Non sorprende quindi che la Comunità di Sant'Egidio, associazione internazionale laica d'ispirazione cristiana cattolica da sempre in prima linea nella lotta contro le esecuzioni capitali e le violazioni dei diritti umani, sia stata tra le prime al mondo a elogiare la storica scelta di Harare considerandola "un altro passo significativo della campagna contro la pena capitale". Per Sant'Egidio, infatti, "l'abolizione in Zimbabwe, che era stata annunciata a Roma, nel recente Convegno dei ministri della Giustizia, rappresenta un ulteriore passo verso l'affermazione dell'Africa come secondo Continente del mondo senza la pena di morte".
In un messaggio di sant'Egidio postato su Facebook e rilanciato in tutto il mondo dalle Ong per i diritti umani la notizia é stata accolta come "una vittoria per la vita e l'umanità!".
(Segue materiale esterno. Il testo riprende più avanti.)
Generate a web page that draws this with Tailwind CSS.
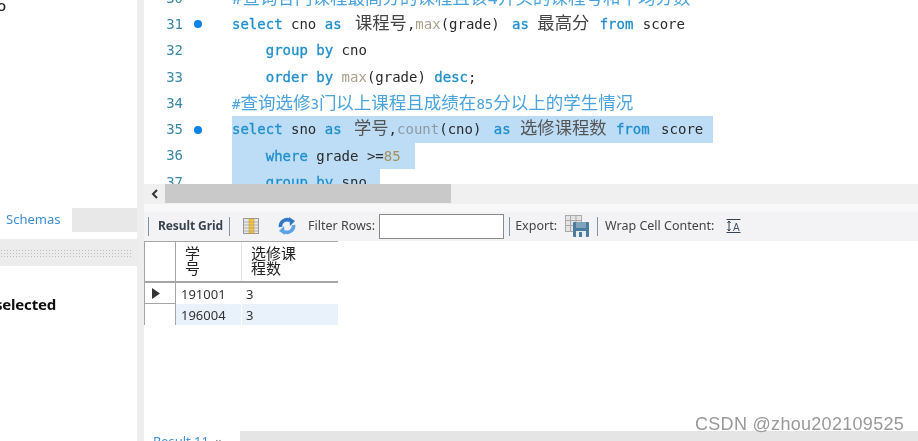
<!DOCTYPE html>
<html><head><meta charset="utf-8"><script src="https://cdn.jsdelivr.net/npm/@tailwindcss/browser@4"></script></head>
<body class="m-0 bg-white">
<div class="relative w-[918px] h-[441px] overflow-hidden bg-white flex font-['Liberation_Sans','Noto_Sans_CJK_SC',sans-serif] blur-[0.4px]">
  <!-- left panel -->
  <div class="w-[137px] h-full flex flex-col shrink-0 overflow-hidden">
    <div class="h-[208px] shrink-0 text-[15px] leading-[10px] font-['Noto_Sans'] text-[#222] font-medium -ml-[3px]">o</div>
    <div class="h-[24px] shrink-0 flex">
      <div class="w-[72px] pl-[6px] text-[13px] leading-[23px] text-[#3d8fd1] font-['Noto_Sans']">Schemas</div>
      <div class="flex-1 bg-[#e8e8e8]"></div>
    </div>
    <div class="h-[7px] shrink-0"></div>
    <div class="h-[27px] shrink-0 bg-[#ececec] flex items-center">
      <div class="w-[131px] h-[8px] bg-[radial-gradient(#bcbcbc_1px,transparent_1px)] bg-[length:3px_3px]"></div>
    </div>
    <div class="pt-[28px] -ml-[5px] text-[15px] leading-[20px] font-bold text-[#111] font-['Noto_Sans'] whitespace-nowrap tracking-[-0.2px]">selected</div>
  </div>
  <div class="w-[7px] h-full bg-[#eeeeef] shrink-0"></div>
  <!-- right column -->
  <div class="flex-1 h-full flex flex-col min-w-0">
    <!-- editor -->
    <div class="h-[184px] shrink-0 overflow-hidden font-['DejaVu_Sans_Mono','Noto_Sans_CJK_SC',monospace] text-[14px] text-[#2a2a2a]">
      <div class="-mt-[15px] flex flex-col">
        <div class="h-[26.3px] flex items-center">
          <div class="w-[39px] text-right text-[#3a87a3]">30</div><div class="w-[19px]"></div><div class="w-[30px]"></div>
          <div class="whitespace-nowrap text-[#4aa3dc] text-[17.5px]">#查询各门课程最高分的课程且该4开头的课程号和平均分数</div>
        </div>
        <div class="h-[26.3px] flex items-center">
          <div class="w-[39px] text-right text-[#3a87a3]">31</div><div class="w-[19px] flex justify-end"><span class="w-[8px] h-[8px] rounded-full bg-[#0a84e8]"></span></div><div class="w-[30px]"></div>
          <div class="whitespace-pre"><span class="text-[#1f8fcc] [-webkit-text-stroke:0.3px_#1f8fcc]">select</span> cno <span class="text-[#1f8fcc] [-webkit-text-stroke:0.3px_#1f8fcc]">as</span> <span class="text-[17.3px] ml-[5px] text-[#444]">课程号</span>,<span class="text-[#a8a08a]">max</span>(grade) <span class="ml-[4px] text-[#1f8fcc] [-webkit-text-stroke:0.3px_#1f8fcc]">as</span> <span class="text-[17.3px] mr-[2px] text-[#444]">最高分</span> <span class="text-[#1f8fcc] [-webkit-text-stroke:0.3px_#1f8fcc]">from</span> <span class="ml-[1px]">score</span></div>
        </div>
        <div class="h-[26.3px] flex items-center">
          <div class="w-[39px] text-right text-[#3a87a3]">32</div><div class="w-[19px]"></div><div class="w-[30px]"></div>
          <div class="whitespace-pre">    <span class="text-[#1f8fcc] [-webkit-text-stroke:0.3px_#1f8fcc]">group by</span> cno</div>
        </div>
        <div class="h-[26.3px] flex items-center">
          <div class="w-[39px] text-right text-[#3a87a3]">33</div><div class="w-[19px]"></div><div class="w-[30px]"></div>
          <div class="whitespace-pre">    <span class="text-[#1f8fcc] [-webkit-text-stroke:0.3px_#1f8fcc]">order by</span> <span class="text-[#a8a08a]">max</span>(grade) <span class="text-[#1f8fcc] [-webkit-text-stroke:0.3px_#1f8fcc]">desc</span>;</div>
        </div>
        <div class="h-[26.3px] flex items-center">
          <div class="w-[39px] text-right text-[#3a87a3]">34</div><div class="w-[19px]"></div><div class="w-[30px]"></div>
          <div class="whitespace-nowrap text-[#4aa3dc]"><span>#</span><span class="text-[17.5px]">查询选修</span>3<span class="text-[17.5px]">门以上课程且成绩在</span>85<span class="text-[17.5px]">分以上的学生情况</span></div>
        </div>
        <div class="h-[26.3px] flex items-center">
          <div class="w-[39px] text-right text-[#3a87a3]">35</div><div class="w-[19px] flex justify-end"><span class="w-[8px] h-[8px] rounded-full bg-[#0a84e8]"></span></div><div class="w-[30px]"></div>
          <div class="whitespace-pre bg-[#bddcf5] h-full w-[481px] leading-[25px]"><span class="text-[#1f8fcc] [-webkit-text-stroke:0.3px_#1f8fcc]">select</span> sno <span class="text-[#1f8fcc] [-webkit-text-stroke:0.3px_#1f8fcc]">as</span> <span class="text-[17.3px] ml-[4px] text-[#555]">学号</span>,<span class="text-[#8f9aa3]">count</span>(cno) <span class="ml-[4px] text-[#1f8fcc] [-webkit-text-stroke:0.3px_#1f8fcc]">as</span> <span class="text-[17.3px] ml-[1px] mr-[1px] text-[#555]">选修课程数</span> <span class="text-[#1f8fcc] [-webkit-text-stroke:0.3px_#1f8fcc]">from</span> <span class="ml-[3px]">score</span></div>
        </div>
        <div class="h-[26.3px] flex items-center">
          <div class="w-[39px] text-right text-[#3a87a3]">36</div><div class="w-[19px]"></div><div class="w-[30px]"></div>
          <div class="whitespace-pre bg-[#bddcf5] h-full w-[183px] leading-[26px]">    <span class="text-[#1f8fcc] [-webkit-text-stroke:0.3px_#1f8fcc]">where</span> grade &gt;=<span class="text-[#a8905a]">85</span></div>
        </div>
        <div class="h-[26.3px] flex items-center">
          <div class="w-[39px] text-right text-[#3a87a3]">37</div><div class="w-[19px]"></div><div class="w-[30px]"></div>
          <div class="whitespace-pre bg-[#bddcf5] h-full w-[148px] leading-[26px]">    <span class="text-[#1f8fcc] [-webkit-text-stroke:0.3px_#1f8fcc]">group by</span> sno</div>
        </div>
      </div>
    </div>
    <!-- h scrollbar -->
    <div class="h-[20px] shrink-0 bg-[#f0f0f0] flex items-start">
      <div class="w-[21px] h-[19px] flex items-center justify-center">
        <svg width="8" height="10" viewBox="0 0 8 10"><path d="M6 1 2 5l4 4" fill="none" stroke="#333" stroke-width="2"/></svg>
      </div>
      <div class="w-[286px] h-[19px] bg-[#c9c9c9]"></div>
    </div>
    <!-- gap -->
    <div class="h-[8px] shrink-0 bg-[#f8f8f8]"></div>
    <!-- toolbar -->
    <div class="h-[28px] shrink-0 bg-[#f3f3f6] flex items-center text-[12.5px] text-[#444] font-['Noto_Sans'] whitespace-nowrap">
      <div class="ml-[4px] w-px h-[19px] bg-[#7f95a8]"></div>
      <div class="ml-[9px] font-bold text-[12px] text-[#3a4450] w-[69px] tracking-[-0.1px]">Result Grid</div>
      <div class="ml-[2px] w-px h-[19px] bg-[#7f95a8]"></div>
      <svg class="ml-[13px]" width="16" height="16" viewBox="0 0 16 16"><rect x="0.5" y="0.5" width="15" height="15" fill="#e8e8e8" stroke="#999"/><rect x="6" y="1" width="5" height="14" fill="#f9c83a" stroke="#c9982a" stroke-width=".5"/><path d="M1 4h14M1 7h14M1 10h14M1 13h14" stroke="#999" stroke-width=".7"/></svg>
      <svg class="ml-[18px]" width="20" height="18" viewBox="0 0 20 18"><path d="M3.500 10A6.500 6.500 0 0 1 13 3.500" fill="none" stroke="#2f78c4" stroke-width="3.600"/><path d="M12 0l6 4-5 5z" fill="#2f78c4"/><path d="M16.500 8A6.500 6.500 0 0 1 7 14.500" fill="none" stroke="#5ba3e6" stroke-width="3.600"/><path d="M8 18l-6-4 5-5z" fill="#5ba3e6"/></svg>
      <span class="ml-[11px]">Filter Rows:</span>
      <div class="ml-[4px] w-[125px] h-[25px] bg-white border border-[#8a8a8a]"></div>
      <div class="ml-[5px] w-px h-[19px] bg-[#7f95a8]"></div>
      <span class="ml-[5px]">Export:</span>
      <svg class="ml-[8px]" width="24" height="22" viewBox="0 0 24 22"><rect x="0.5" y="0.5" width="16" height="16" fill="#e4e4e4" stroke="#aaa"/><path d="M0 5.500h16M0 10.500h16M5.500 0v16M11 0v16" stroke="#aaa"/><rect x="8" y="7" width="16" height="15" rx="1" fill="#4a7d9d"/><rect x="11" y="7" width="10" height="6" fill="#7ea3bb"/><rect x="11" y="16" width="10" height="6" fill="#e6edf1"/><rect x="14" y="17" width="3" height="5" fill="#4a7d9d"/></svg>
      <div class="ml-[8px] w-px h-[19px] bg-[#7f95a8]"></div>
      <span class="ml-[7px]">Wrap Cell Content:</span>
      <svg class="ml-[12px]" width="15" height="16" viewBox="0 0 15 16"><path d="M0.500 1.500h14M0.500 14.500h14M3 3v10M1.500 5 3 3l1.500 2M1.500 11 3 13l1.500-2" fill="none" stroke="#345" stroke-width="1"/><text x="7" y="12.500" font-size="10" fill="#456" font-family="Liberation Sans">A</text></svg>
    </div>
    <!-- grid -->
    <div class="h-[1px] shrink-0 bg-[#f3f3f6]"></div>
    <div class="w-[194px] shrink-0 text-[13px] text-[#333] font-['Noto_Sans','Noto_Sans_CJK_SC',sans-serif]">
      <div class="flex h-[42px] border-t border-b-2 border-[#a6a6a6]">
        <div class="w-[32px] border-x border-[#a6a6a6] shrink-0"></div>
        <div class="w-[66px] border-r border-[#e4e4e4] pl-[9px] pt-[4px] text-[15px] leading-[15px] text-[#222]">学<br>号</div>
        <div class="flex-1 pl-[9px] pt-[4px] text-[15px] leading-[15px] text-[#222]">选修课<br>程数</div>
      </div>
      <div class="flex h-[21px]">
        <div class="w-[32px] border-x border-b border-[#a6a6a6] shrink-0 flex items-center pl-[7px]">
          <svg width="8" height="11" viewBox="0 0 8 11"><path d="M0 0l8 5.500L0 11z" fill="#333"/></svg>
        </div>
        <div class="w-[66px] pl-[5px] leading-[23px]">191001</div>
        <div class="flex-1 pl-[4px] leading-[23px]">3</div>
      </div>
      <div class="flex h-[21px]">
        <div class="w-[32px] border-x border-[#a6a6a6] shrink-0"></div>
        <div class="w-[66px] pl-[5px] leading-[23px] bg-[#e9f1fb] border-r border-white">196004</div>
        <div class="flex-1 pl-[4px] leading-[23px] bg-[#e9f1fb]">3</div>
      </div>
    </div>
    <div class="flex-1"></div>
    <!-- bottom tabs -->
    <div class="h-[10px] shrink-0 flex overflow-hidden">
      <div class="w-[96px] pl-[9px] text-[13px] leading-[20px] text-[#3d8fd1] font-['Noto_Sans'] whitespace-nowrap">Result 11 <span class="text-[#666] text-[11px] ml-[3px]">×</span></div>
      <div class="flex-1 bg-[#e5e5e5]"></div>
    </div>
  </div>
  <div class="absolute left-[695px] top-[414px] text-[18px] leading-[20px] text-[#999] tracking-[0.3px] whitespace-nowrap">CSDN @zhou202109525</div>
</div>
</body></html>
"In questi primi giorni del 2025, arriva una notizia che ci riempie di speranza: lo Zimbabwe ha detto addio alla pena di morte. Con la firma del Presidente Emmerson Mnangagwa, il Paese ha scelto di voltare pagina, abolendo per sempre questa pratica crudele e disumana". "Sant’Egidio - continua il messaggio postato - accoglie con gioia questa storica decisione" che rappresenta "un grande passo avanti per lo Zimbabwe e un segnale di speranza per l’intera comunità internazionale che si batte per porre fine alla pena capitale".
A victory for life and humanity in Africa!
— Sant'Egidio-Uganda (@SantEgidioU) January 4, 2025
In these first days of 2025, there comes some good news that fills us with hope: Zimbabwe has said goodbye to the death penalty.
Every life matters. Every step towards abolition strengthens the dignity of all humanity. pic.twitter.com/jb9L6Z1jOI
A esultare sottolineando la "buona notizia" é stata anche Amnesty International puntando tuttavia il dito contro una clausola (mantenuta anche nella nuova legge) che consente il ricorso alla pena di morte durante lo stato di emergenza pubblica. Con l’approvazione dell’Abolition of the death penalty act 2024, la nazione dell’Africa meridionale è diventata il 127esimo Paese al mondo ad abolire la pena di morte e i 60 detenuti attualmente nel braccio della morte vedranno la pena commutarsi in ergastolo. L’ultima esecuzione, tramite impiccagione, è stata effettuata nel 2005, ma i tribunali dello Zimbabwe hanno lo stesso continuato a emettere condanne a morte per reati gravi come l’omicidio. Ecco perché anche Amnesty, pur riconoscendo il limite della clausola, ha visto nell'approvazione presidenziale della legge "non solo un grande progresso per lo Zimbabwe, ma anche un faro di speranza per il movimento abolizionista nella regione e un'importante pietra miliare nella ricerca collettiva globale della fine di questa punizione estrema, crudele, inumana e degradante".